NOW THE two men have given themselves time, Netanyahu to wrest back control of the Likud and Mofaz to revitalize Kadima. But by entering a government Mofaz swore he would never join, headed by a man he publicly called a liar, the Kadima leader has shown to one and all he is a man whose word is not his word and for whom expediency will always outweigh principle. Even the most cynical of Israeli voters is going to be hard pushed to vote for a party headed by such a person. Mofaz has gained a year at the cabinet table, but has lost any opportunity of presenting Kadima as a viable opposition to the Likud.
Netanyahu, meanwhile, is also in a dangerous position. For the first time since taking office three years ago, the prime minister can no longer avoid doing what he hates most: making a decision. Until now, Netanyahu has always explained that he can’t do this, that or the other because of the implications it would have on his coalition. Now, with a coalition of 94 Knesset members, Netanyahu can do whatever he pleases because no one coalition partner can pull the plug on the government.

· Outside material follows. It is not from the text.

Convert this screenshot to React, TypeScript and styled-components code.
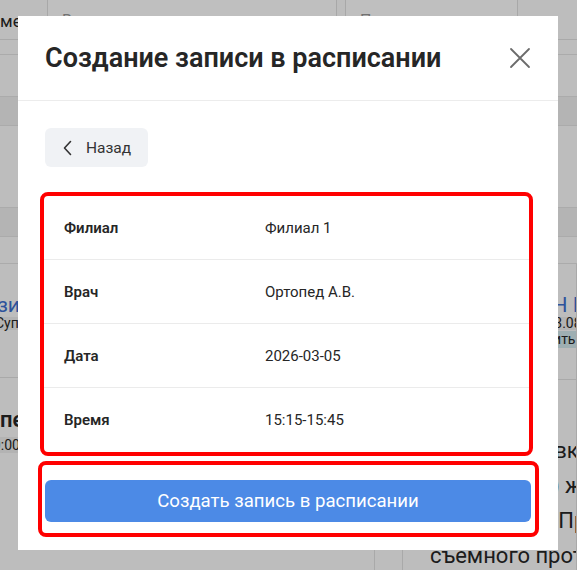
import { Fragment } from 'react';
import styled, { createGlobalStyle } from 'styled-components';

const GlobalStyle = createGlobalStyle`
    html, body {
        margin: 0;
        padding: 0;
        width: 577px;
        height: 570px;
        overflow: hidden;
        font-family: Roboto, "Liberation Sans", Arial, sans-serif;
        color: #262626;
    }
`;

// ---- page behind the modal ----

const Page = styled.div`
    width: 577px;
    height: 570px;
    background: #fdfdfd;
    overflow: hidden;
`;

const FilterBar = styled.div`
    display: flex;
    align-items: flex-start;
    gap: 8px;
    height: 40px;
    border-bottom: 1px solid #e2e2e2;
    box-sizing: border-box;
`;

const FilterLabel = styled.div`
    margin-left: -11px;
    width: 50px;
    padding-top: 11px;
    font-size: 17px;
    white-space: nowrap;
`;

const FilterInput = styled.div<{ $width: number }>`
    width: ${p => p.$width}px;
    height: 34px;
    margin-top: -4px;
    border: 1px solid #e0e0e0;
    border-radius: 0 0 8px 8px;
    background: #ffffff;
    padding: 14px 0 0 14px;
    box-sizing: border-box;
    font-size: 16px;
    color: #999;
`;

const Band = styled.div<{ $height: number; $dark?: boolean }>`
    height: ${p => p.$height}px;
    background: ${p => (p.$dark ? '#f0f0f0' : '#fdfdfd')};
    border-bottom: 1px solid #e4e4e4;
    box-sizing: border-box;
`;

const Columns = styled.div`
    display: grid;
    grid-template-columns: 375px 28px 1fr;
    height: 306px;
`;

const Column = styled.div<{ $shift?: number }>`
    display: flex;
    flex-direction: column;
    margin-left: ${p => p.$shift ?? 0}px;
    padding-top: 30px;
    border-right: 1px solid #e2e2e2;
    overflow: hidden;
`;

const Gutter = styled.div`
    border-right: 1px solid #e2e2e2;
`;

const DoctorName = styled.div<{ $indent: number }>`
    height: 22px;
    font-size: 21px;
    line-height: 22px;
    color: #3d6fd0;
    white-space: nowrap;
    padding-left: ${p => p.$indent}px;
`;

const Tag = styled.span<{ $tone?: 'gray' | 'teal'; $indent: number; $height?: number }>`
    align-self: flex-start;
    margin: 1px 0 0 ${p => p.$indent}px;
    padding: 0 4px;
    font-size: 14px;
    line-height: ${p => p.$height ?? 13}px;
    white-space: nowrap;
    background: ${p => (p.$tone === 'teal' ? '#d3eaee' : '#efefef')};
`;

const CardDivider = styled.div<{ $gap: number }>`
    flex: none;
    height: 1px;
    background: #e2e2e2;
    margin-top: ${p => p.$gap}px;
`;

const Service = styled.div<{ $indent: number }>`
    font-size: 22px;
    line-height: 32px;
    padding-left: ${p => p.$indent}px;
    font-weight: 600;
    white-space: nowrap;
    margin-top: 26px;
`;

const ServiceLines = styled.div`
    padding: 53px 0 0 27px;
    font-size: 22px;
    line-height: 35px;
    white-space: nowrap;
`;

// ---- overlay and modal ----

const Overlay = styled.div`
    position: fixed;
    inset: 0;
    background: rgba(0, 0, 0, 0.25);
    display: flex;
    align-items: flex-start;
`;

const Modal = styled.div`
    margin: 16px 0 0 18px;
    width: 540px;
    height: 534px;
    background: #ffffff;
    display: flex;
    flex-direction: column;
`;

const Header = styled.div`
    display: flex;
    align-items: center;
    justify-content: space-between;
    height: 84px;
    padding: 0 27px 0 27px;
    border-bottom: 1px solid #ececec;
`;

const Title = styled.h2`
    margin: 0;
    font-size: 27px;
    font-weight: 600;
    color: #262626;
`;

const CloseButton = styled.button`
    border: none;
    background: none;
    padding: 0;
    width: 22px;
    height: 22px;
    display: flex;
    cursor: pointer;
`;

const Body = styled.div`
    display: flex;
    flex-direction: column;
    padding: 27px 27px 0 27px;
`;

const BackButton = styled.button`
    align-self: flex-start;
    display: flex;
    align-items: center;
    gap: 14px;
    height: 39px;
    margin-bottom: 25px;
    padding: 0 17px 0 18px;
    border: none;
    border-radius: 6px;
    background: #f0f2f5;
    font-family: inherit;
    font-size: 15.5px;
    color: #333;
    cursor: pointer;
`;

const Highlight = styled.div`
    border: 4px solid #ff0000;
    border-radius: 8px;
    margin: 0 -2px 0 -5px;
`;

const InfoTable = styled.div`
    display: grid;
    grid-template-columns: 201px 1fr;
`;

const Cell = styled.div<{ $label?: boolean; $last?: boolean }>`
    height: 64px;
    display: flex;
    align-items: center;
    padding-left: 20px;
    font-size: 15px;
    font-weight: ${p => (p.$label ? 600 : 400)};
    color: #262626;
    border-bottom: ${p => (p.$last ? 'none' : '1px solid #ebebeb')};
    box-sizing: border-box;
`;

const SubmitFrame = styled.div`
    margin: 5px -8px 0 -7px;
    padding: 15px 4px 11px 3px;
    border: 4px solid #ff0000;
    border-radius: 8px;
`;

const SubmitButton = styled.button`
    width: 100%;
    height: 42px;
    border: none;
    border-radius: 6px;
    background: #4c8ae6;
    color: #ffffff;
    font-family: inherit;
    font-size: 18.6px;
    cursor: pointer;
`;

const rows = [
    ['Филиал', 'Филиал 1'],
    ['Врач', 'Ортопед А.В.'],
    ['Дата', '2026-03-05'],
    ['Время', '15:15-15:45'],
];

export default function App() {
    return (
        <>
            <GlobalStyle />
            <Page>
                <FilterBar>
                    <FilterLabel>Смена</FilterLabel>
                    <FilterInput $width={290}>Врач</FilterInput>
                    <FilterInput $width={173}>Пациент</FilterInput>
                </FilterBar>
                <Band $height={15} />
                <Band $height={42} />
                <Band $height={29} $dark />
                <Band $height={82} />
                <Band $height={29} $dark />
                <Band $height={27} />
                <Columns>
                    <Column $shift={-60}>
                        <DoctorName $indent={32}>Визит</DoctorName>
                        <Tag $indent={51}>Супрун</Tag>
                        <CardDivider $gap={47} />
                        <Service $indent={10}>Ортопед</Service>
                        <Tag $indent={41} $height={16}>10:00</Tag>
                    </Column>
                    <Gutter />
                    <Column>
                        <DoctorName $indent={18}>Ортопед КЛИН П.</DoctorName>
                        <Tag $indent={120}>03.03.08</Tag>
                        <Tag $tone="teal" $indent={106} $height={17}>Оплатить</Tag>
                        <CardDivider $gap={31} />
                        <ServiceLines>
                            Перебазировка<br />
                            (лаборатор.) жесткая<br />
                            частичного: Пр<br />
                            съемного протеза
                        </ServiceLines>
                    </Column>
                </Columns>
            </Page>
            <Overlay>
                <Modal>
                    <Header>
                        <Title>Создание записи в расписании</Title>
                        <CloseButton aria-label="Закрыть">
                            <svg width="22" height="22" viewBox="0 0 22 22">
                                <path d="M2 2 L20 20 M20 2 L2 20" stroke="#6b6b6b" strokeWidth="1.8" strokeLinecap="round" />
                            </svg>
                        </CloseButton>
                    </Header>
                    <Body>
                        <BackButton>
                            <svg width="9" height="16" viewBox="0 0 9 16">
                                <path d="M7.5 1.5 L1.5 8 L7.5 14.5" fill="none" stroke="#333" strokeWidth="1.6" strokeLinecap="round" strokeLinejoin="round" />
                            </svg>
                            Назад
                        </BackButton>
                        <Highlight>
                            <InfoTable>
                                {rows.map(([label, value], i) => (
                                    <Fragment key={label}>
                                        <Cell $label $last={i === rows.length - 1}>{label}</Cell>
                                        <Cell $last={i === rows.length - 1}>{value}</Cell>
                                    </Fragment>
                                ))}
                            </InfoTable>
                        </Highlight>
                        <SubmitFrame>
                            <SubmitButton>Создать запись в расписании</SubmitButton>
                        </SubmitFrame>
                    </Body>
                </Modal>
            </Overlay>
        </>
    );
}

The coalition agreement between Netanyahu and Mofaz promises four measures: a replacement for the Tal Law to end the system of IDF draft exemptions for haredim (ultra-Orthodox); changing the electoral system so as to encourage more stable government; renewing negotiations with the Palestinians, and passing an emergency budget for 2013 to ward off an economic crisis due to an uncontrolled budgetary deficit.
US Secretary of State Hilary Clinton has already been on the phone to Netanyahu to find out what he intends to do about the peace process now that Kadima is in the government, and the clock is ticking on the Tal Law, which expires on July 1. Yisrael Beytenu can no longer threaten the coalition over peace moves; the haredi parties no longer have the whip hand over yeshiva students’ exemption from IDF duty or the need to change the country’s political system.
We now have an easy score card on which to mark Netanyahu over the next 12 months or so. With such a strong coalition, an F on any one of the goals he and Mofaz set for themselves should make clear, once and for all, that Netanyahu is a do-nothing prime minister, unworthy of occupying the country’s highest office.